The Flax NNX Functional API provides a way to convert graph structures to pytrees and back. By doing this at every function boundary you can effectively use graph structures with any JAX transforms and propagate state updates in a way consistent with functional purity.

Flax NNX custom transforms, such as nnx.jit and nnx.grad, simply remove the boilerplate, and as a result the code looks stateful.

Below is an example of using the nnx.jit and nnx.grad transforms compared to the the code that uses jax.jit and jax.grad transforms.

Notice that:

  • The function signature of Flax NNX-transformed functions can accept the nnx.Linear nnx.Module instances directly and make stateful updates to the Module.

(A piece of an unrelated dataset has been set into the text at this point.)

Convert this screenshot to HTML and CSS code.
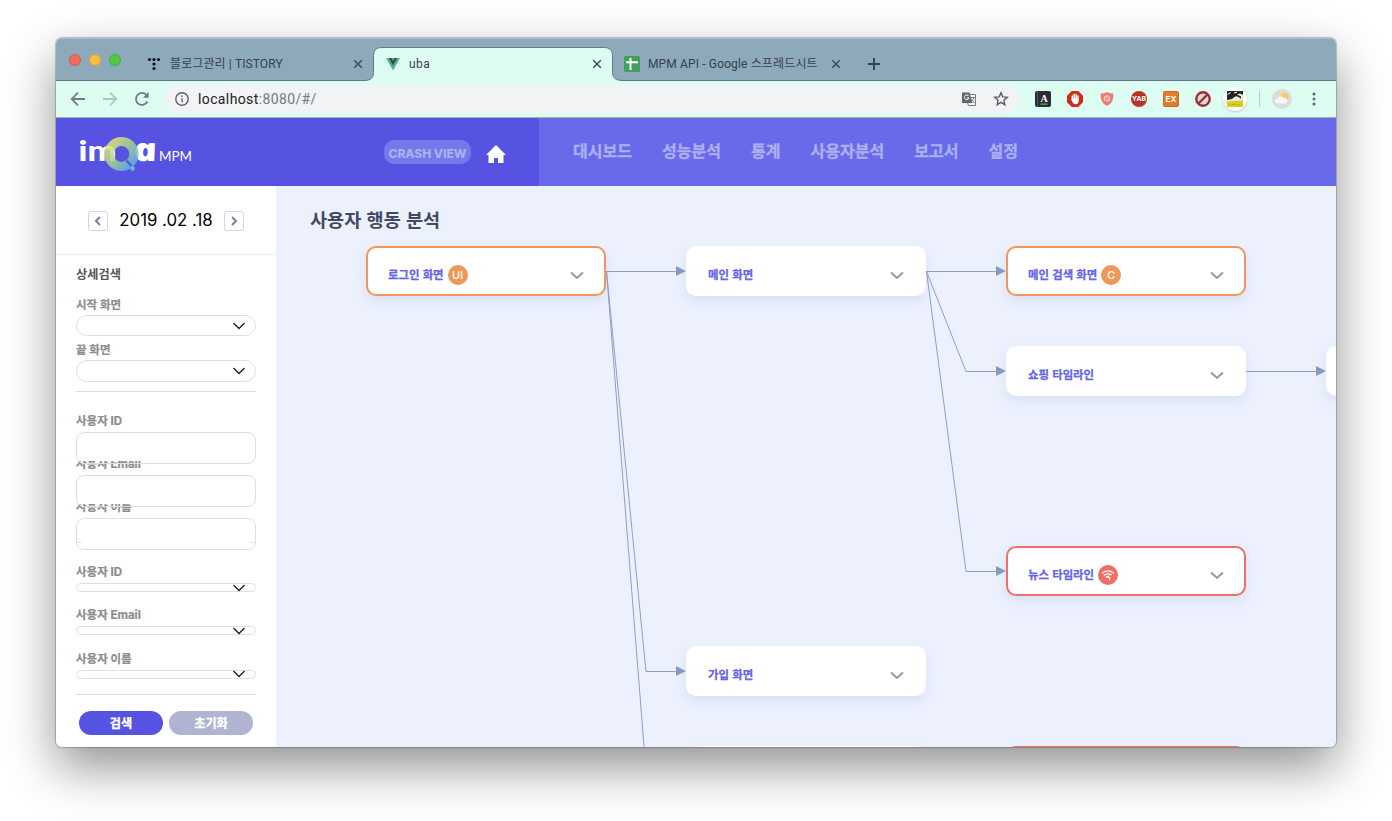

  • The function signature of JAX-transformed functions can only accept the pytree-registered nnx.State and nnx.GraphDef objects, and must return an updated copy of them to maintain the purity of the transformed function.

@nnx.jit
def train_step(model, x, y):
  def loss_fn(model):
    return ((model(x) - y) ** 2).mean()
  grads = nnx.grad(loss_fn)(model)
  params = nnx.state(model, nnx.Param)
  params = jax.tree_util.tree_map(
    lambda p, g: p - 0.1 * g, params, grads
  )
  nnx.update(model, params)

model = nnx.Linear(2, 3, rngs=nnx.Rngs(0))
train_step(model, x, y)
@jax.jit
def train_step(graphdef, state, x, y):
  def loss_fn(graphdef, state):
    model = nnx.merge(graphdef, state)
    return ((model(x) - y) ** 2).mean()
  grads = jax.grad(loss_fn, argnums=1)(graphdef, state)

  model = nnx.merge(graphdef, state)
  params = nnx.state(model, nnx.Param)
  params = jax.tree_util.tree_map(
    lambda p, g: p - 0.1 * g, params, grads
  )
  nnx.update(model, params)
  return nnx.split(model)

graphdef, state = nnx.split(nnx.Linear(2, 3, rngs=nnx.Rngs(0)))
graphdef, state = train_step(graphdef, state, x, y)

Mixing Flax NNX and JAX transforms#

Both Flax NNX transforms and JAX transforms can be mixed together, so long as the JAX-transformed function in your code is pure and has valid argument types that are recognized by JAX.

@nnx.jit
def train_step(model, x, y):
  def loss_fn(graphdef, state):
    model = nnx.merge(graphdef, state)
    return ((model(x) - y) ** 2).mean()
  grads = jax.grad(loss_fn, 1)(*nnx.split(model))
  params = nnx.state(model, nnx.Param)
  params = jax.tree_util.tree_map(
    lambda p, g: p - 0.1 * g, params, grads
  )
  nnx.update(model, params)

model = nnx.Linear(2, 3, rngs=nnx.Rngs(0))
train_step(model, x, y)
@jax.jit
def train_step(graphdef, state, x, y):
  model = nnx.merge(graphdef, state)
  def loss_fn(model):
    return ((model(x) - y) ** 2).mean()
  grads = nnx.grad(loss_fn)(model)
  params = nnx.state(model, nnx.Param)
  params = jax.tree_util.tree_map(
    lambda p, g: p - 0.1 * g, params, grads
  )
  nnx.update(model, params)
  return nnx.split(model)

graphdef, state = nnx.split(nnx.Linear(2, 3, rngs=nnx.Rngs(0)))
graphdef, state = train_step(graphdef, state, x, y)